Not just any book, though! (If you just bought a book, you should return it.) You're going to buy one of the best freaking books I've read since I realized there are more authors than Robert Heinlein.
You're going to buy The Name of the Wind
. That's kind of the book's website but I'm sure you'd much rather the Amazon.com link
because that will allow you to do yourself the favor.
"Why," you ask, "would I buy this book just because you say to do it?" Well, that's a good question, if you doubt me for some reason, which you shouldn't, because I'm cool. But I realize my word alone is not good enough, because I may have been captured and forced to write this post under duress. Therefore, I present to you exhibit A:
Wait that's not exhibit A. That's a cat. Here's exhibit A for real
"THE NAME OF THE WIND marks the debut of a writer we would all do well to watch. Patrick Rothfuss has real talent, and his tale of Kvothe is deep and intricate and wondrous."
22-time New York Times bestselling author
Yeah yeah. One good quote by a good author. So what.
"Patrick Rothfuss gives us a fabulous debut, standing firmly on the main stage of the fantasy genre and needing no warm-up act.

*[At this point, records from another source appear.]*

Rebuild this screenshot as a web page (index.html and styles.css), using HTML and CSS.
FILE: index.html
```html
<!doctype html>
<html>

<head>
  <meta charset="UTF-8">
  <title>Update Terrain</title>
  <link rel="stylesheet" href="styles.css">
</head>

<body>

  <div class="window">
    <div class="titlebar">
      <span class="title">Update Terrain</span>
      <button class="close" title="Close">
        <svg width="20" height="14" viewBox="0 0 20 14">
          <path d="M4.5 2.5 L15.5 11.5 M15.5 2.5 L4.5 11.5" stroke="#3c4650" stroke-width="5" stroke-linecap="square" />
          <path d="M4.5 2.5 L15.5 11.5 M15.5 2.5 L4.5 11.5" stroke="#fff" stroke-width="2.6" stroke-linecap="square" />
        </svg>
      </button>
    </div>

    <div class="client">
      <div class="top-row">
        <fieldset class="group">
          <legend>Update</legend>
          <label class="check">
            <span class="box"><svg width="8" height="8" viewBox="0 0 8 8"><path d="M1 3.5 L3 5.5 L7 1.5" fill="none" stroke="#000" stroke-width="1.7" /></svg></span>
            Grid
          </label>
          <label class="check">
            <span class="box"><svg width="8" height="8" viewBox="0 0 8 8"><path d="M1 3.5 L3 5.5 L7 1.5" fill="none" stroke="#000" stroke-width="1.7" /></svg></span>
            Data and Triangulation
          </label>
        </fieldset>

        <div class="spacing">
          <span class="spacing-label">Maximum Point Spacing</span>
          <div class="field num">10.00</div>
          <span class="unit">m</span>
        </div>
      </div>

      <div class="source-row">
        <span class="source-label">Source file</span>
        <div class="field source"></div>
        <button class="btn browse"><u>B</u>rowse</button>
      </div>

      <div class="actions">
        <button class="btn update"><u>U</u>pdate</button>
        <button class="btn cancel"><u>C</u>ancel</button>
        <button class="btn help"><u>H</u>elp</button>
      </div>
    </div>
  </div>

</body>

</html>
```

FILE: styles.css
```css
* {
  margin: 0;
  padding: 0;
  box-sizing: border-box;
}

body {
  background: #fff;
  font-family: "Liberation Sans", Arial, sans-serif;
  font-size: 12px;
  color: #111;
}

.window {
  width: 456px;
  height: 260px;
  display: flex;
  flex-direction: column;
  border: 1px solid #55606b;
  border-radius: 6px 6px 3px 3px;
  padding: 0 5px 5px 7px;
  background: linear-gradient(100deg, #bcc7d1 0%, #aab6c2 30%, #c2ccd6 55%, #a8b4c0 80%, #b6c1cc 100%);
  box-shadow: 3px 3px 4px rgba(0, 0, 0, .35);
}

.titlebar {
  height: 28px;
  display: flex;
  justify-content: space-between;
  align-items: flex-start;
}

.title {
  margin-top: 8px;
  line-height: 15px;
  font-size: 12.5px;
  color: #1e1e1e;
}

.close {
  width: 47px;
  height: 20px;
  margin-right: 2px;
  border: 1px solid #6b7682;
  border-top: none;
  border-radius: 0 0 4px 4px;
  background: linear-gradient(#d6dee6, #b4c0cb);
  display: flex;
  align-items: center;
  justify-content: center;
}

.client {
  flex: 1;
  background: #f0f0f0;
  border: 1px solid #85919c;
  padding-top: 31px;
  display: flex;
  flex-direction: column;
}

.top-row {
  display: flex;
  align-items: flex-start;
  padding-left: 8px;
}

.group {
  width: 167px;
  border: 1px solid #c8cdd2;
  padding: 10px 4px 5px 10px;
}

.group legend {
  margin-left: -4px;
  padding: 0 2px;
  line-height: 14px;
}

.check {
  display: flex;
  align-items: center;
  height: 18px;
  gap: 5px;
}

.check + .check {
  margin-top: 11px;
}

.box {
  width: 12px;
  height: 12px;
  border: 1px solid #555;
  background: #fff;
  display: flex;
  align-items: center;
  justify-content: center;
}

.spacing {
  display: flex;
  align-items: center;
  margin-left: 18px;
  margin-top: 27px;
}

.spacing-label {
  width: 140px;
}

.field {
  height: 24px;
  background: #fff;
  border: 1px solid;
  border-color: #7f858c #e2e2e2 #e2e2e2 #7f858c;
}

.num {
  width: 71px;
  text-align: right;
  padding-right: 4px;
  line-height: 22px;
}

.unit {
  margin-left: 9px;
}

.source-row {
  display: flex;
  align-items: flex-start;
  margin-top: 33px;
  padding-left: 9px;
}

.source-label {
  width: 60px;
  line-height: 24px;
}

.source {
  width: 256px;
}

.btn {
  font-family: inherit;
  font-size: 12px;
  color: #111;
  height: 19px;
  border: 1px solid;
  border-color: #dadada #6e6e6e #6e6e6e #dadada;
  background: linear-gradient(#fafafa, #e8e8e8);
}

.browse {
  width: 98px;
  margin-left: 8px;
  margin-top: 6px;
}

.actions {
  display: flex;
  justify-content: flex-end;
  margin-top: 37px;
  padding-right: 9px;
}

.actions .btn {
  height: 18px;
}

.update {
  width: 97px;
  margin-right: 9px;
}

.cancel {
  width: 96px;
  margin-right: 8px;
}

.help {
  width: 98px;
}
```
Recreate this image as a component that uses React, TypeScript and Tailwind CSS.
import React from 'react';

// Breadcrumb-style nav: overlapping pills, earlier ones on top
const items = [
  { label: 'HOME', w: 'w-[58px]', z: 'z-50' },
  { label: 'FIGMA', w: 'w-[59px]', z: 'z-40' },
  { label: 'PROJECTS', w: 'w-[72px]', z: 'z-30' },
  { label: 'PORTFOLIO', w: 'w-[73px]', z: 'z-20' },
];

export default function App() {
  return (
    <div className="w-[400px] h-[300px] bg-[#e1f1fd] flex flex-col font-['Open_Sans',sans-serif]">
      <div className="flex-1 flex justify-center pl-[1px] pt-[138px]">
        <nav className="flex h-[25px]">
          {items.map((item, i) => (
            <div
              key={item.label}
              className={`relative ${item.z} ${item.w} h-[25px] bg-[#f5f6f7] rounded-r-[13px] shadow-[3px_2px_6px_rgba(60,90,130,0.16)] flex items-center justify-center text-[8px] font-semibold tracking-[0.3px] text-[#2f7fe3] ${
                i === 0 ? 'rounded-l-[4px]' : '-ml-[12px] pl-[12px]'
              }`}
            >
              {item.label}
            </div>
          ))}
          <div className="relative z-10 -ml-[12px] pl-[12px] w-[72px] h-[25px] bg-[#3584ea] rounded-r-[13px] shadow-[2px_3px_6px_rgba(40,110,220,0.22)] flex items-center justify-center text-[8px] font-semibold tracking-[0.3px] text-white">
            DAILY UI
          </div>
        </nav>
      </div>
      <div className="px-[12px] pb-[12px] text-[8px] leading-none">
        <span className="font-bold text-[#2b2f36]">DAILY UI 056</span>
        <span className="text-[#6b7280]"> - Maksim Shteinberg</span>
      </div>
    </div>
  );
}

Jordan and Goodkind must be looking nervously over their shoulders!"
-Kevin J. Anderson,
New York Times bestselling coauthor of HUNTERS OF DUNE
Okay fine, but I don't know who Jordan and Goodkind are and frankly Kevin Anderson's a bit of a ###### if you know what I mean.
"The debut novel from Patrick Rothfuss -- the first installment of an epic fantasy trilogy entitled the 'Kingkiller Chronicle' -- not only lives up to its extraordinary pre-press hype (DAW president Elizabeth Wollheim called it "the most brilliant first fantasy novel I have read in over 30 years as an editor"), it surpasses it. When fantasy fans begin reading THE NAME OF THE WIND, they should be fully prepared to lose all contact with the outside world while immersed in this highly original and mesmerizing tale of magic, love, and adventure."
–B & N
Barnes and Noble? What the heck, they sell books! Obviously they're going to say it's good. Besides, I'm not a fantasy fan (seriously, The Lord of the Rings and Harry Potter are the only fantasy I've really read). Plus that first sentence sounds lame. "Kingkiller Chronicle?" Boring. You have to admit it's quite a lot of praise though.
"THE NAME OF THE WIND is quite simply the best fantasy novel of the past 10 years, although attaching a genre qualification threatens to damn it with faint praise. Say instead that THE NAME OF THE WIND is one of the best stories told in any medium in a decade. Author Patrick Rothfuss teaches English at the University of Wisconsin-Stevens Point, and he describes himself in self-deprecating terms as a perpetual student, role-playing geek, and connoisseur of rejection letters. That's all about to change. His debut novel combines the intricate stories-within-stories structure of The Arabian Nights with the academic setting of the Harry Potter series, and transforms it all into a brooding, thoroughly adult meditation on how heroism went wrong. More entries in the series, dubbed 'The Kingkiller Chronicle,' are promised; they can't appear fast enough."
–Onion AV Club
The Onion AV Club actually knows its stuff. They gave it an "A," not even an A- but an A, and they don't just give those out.
I could go on but I've forgotten what exhibit I'm up to and you probably didn't read more than a sentence or two of all those quotes. I could add my own thoughts, which is that this book is so awesome that even though I'm sitting next to my library copy I'm going to go buy it the first chance I get (a big deal for a stingy dude like me).
We've gone a while without a picture so here's the cover.
Yeah it's kind of ugly (although it doesn't look so bad in person) but trust me you're going to forget what the cover looks like once you're buried deep within the pages. The book is actually suprisingly cheap for a gigantic hardcover (it's not super duper long but the writing's big and the book is large) and if you're at all literate you owe it to yourself to buy the thing. You won't regret it unless someone you love dies on the same day and you missed out your last chance to be with them, but that's a risk I'm willing to take.
You could always order online if you're afraid of the loved-one-dying thing.